If I am honest, my attitude would have been something like, “Wow, what happened, it seems you did pretty much nothing you said you were going to do, did you even try? Didn’t you see the effort I put into my part. This can’t possibly be trying.” Was I grateful for the effort that had been made and those few dishes that were taken care? Compared to everything that wasn’t actually addressed or attempted to be addressed, absolutely not! Especially since I felt I had ‘done my part’.
While hypothetical, it’s pretty representative of actual attitudes I held when I felt minimal effort had been made toward something we had agreed was right and best for our relationship. Was I grateful for small efforts comparatively speaking? I wasn’t.

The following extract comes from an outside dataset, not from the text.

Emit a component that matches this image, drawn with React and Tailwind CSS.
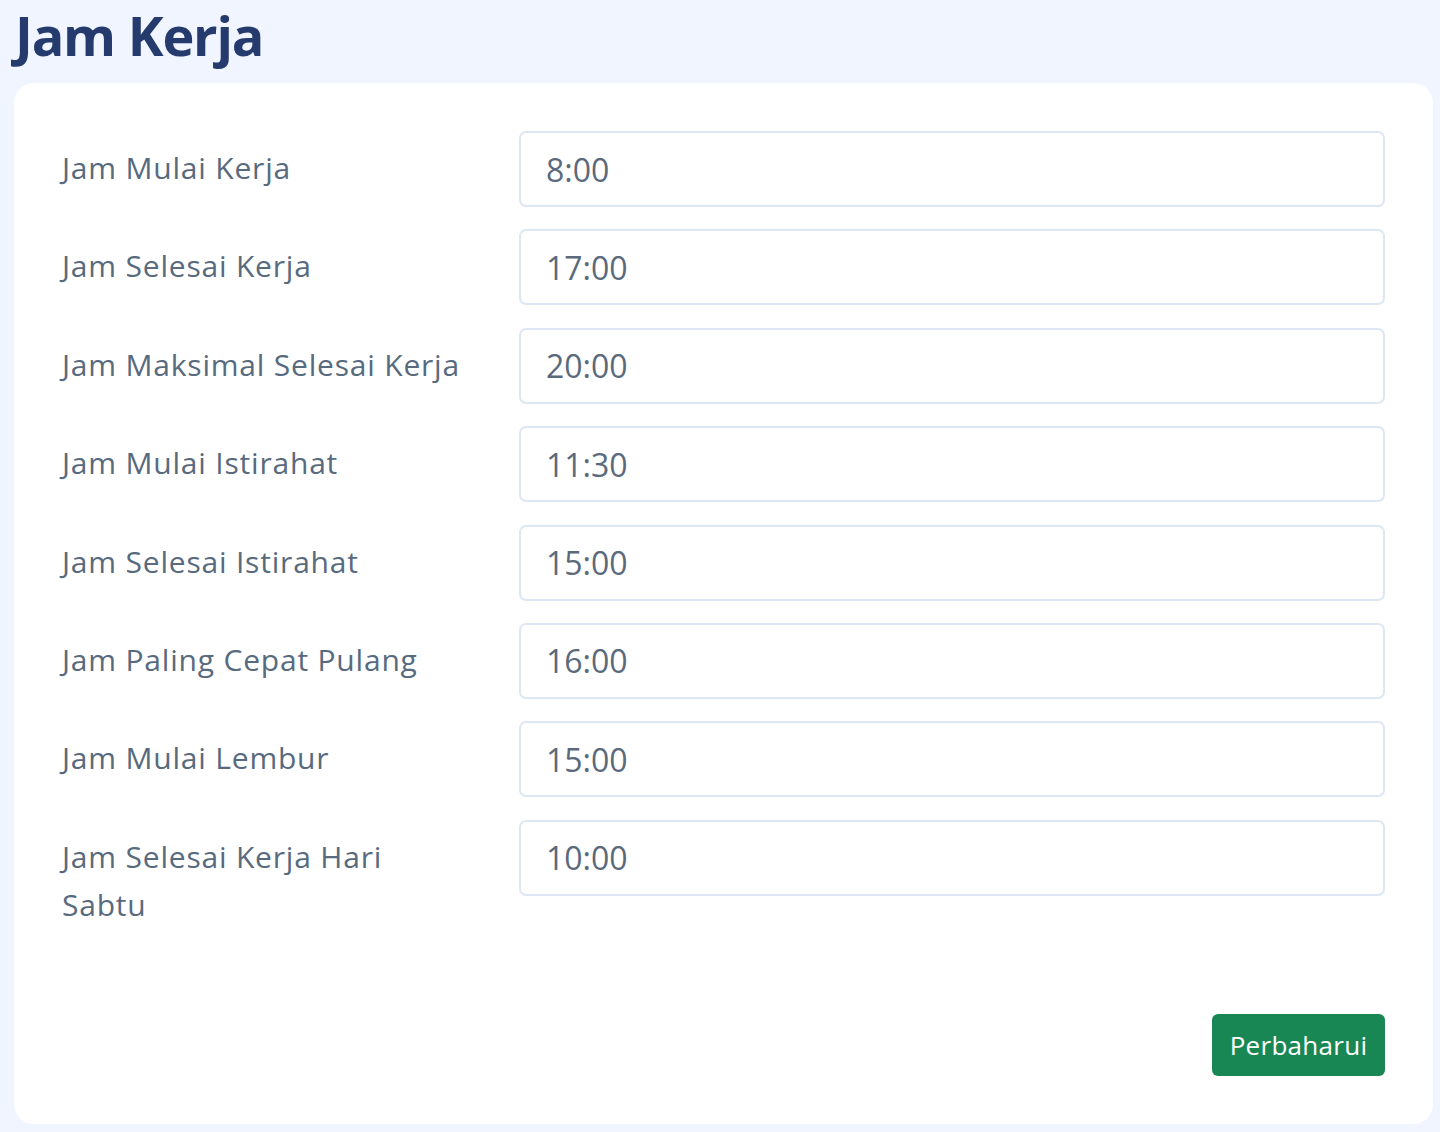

Why Did I Not Feel Gratitude?
What was going on here? Why did I not feel grateful when efforts had been made, whether big or small? Whether it was realistic or not, what was clear was that I was holding a certain threshold of what ‘at least trying’ was in my mind, and since I felt like I had set that bar pretty low, if that bar wasn’t met, that simply felt unacceptable. I believed a commitment entailed a certain degree of ‘at least trying’ when we agreed to something.
Anything beneath that bar was simply what we should do for each other, not something either she or I would necessarily feel grateful for – it was a baseline. I felt we owed each other that much. In short, I felt owed a degree of goodness. Could this be right? When viewed in this new light it felt very wrong.
[1] I think King Benjamin actually makes a really good argument for why a paradigm of feeling indebted and trying to make up for that debt is foundationally flawed, and ultimately a useless endeavor.
[2] Supporting this idea, a friend pointed out to me that the dictionary definition of to ‘owe’ is “to be under obligation”. The definition of ‘obligation’ is “something by which a person is bound”. And to be ‘bound’ is fundamentally at odds with free agency.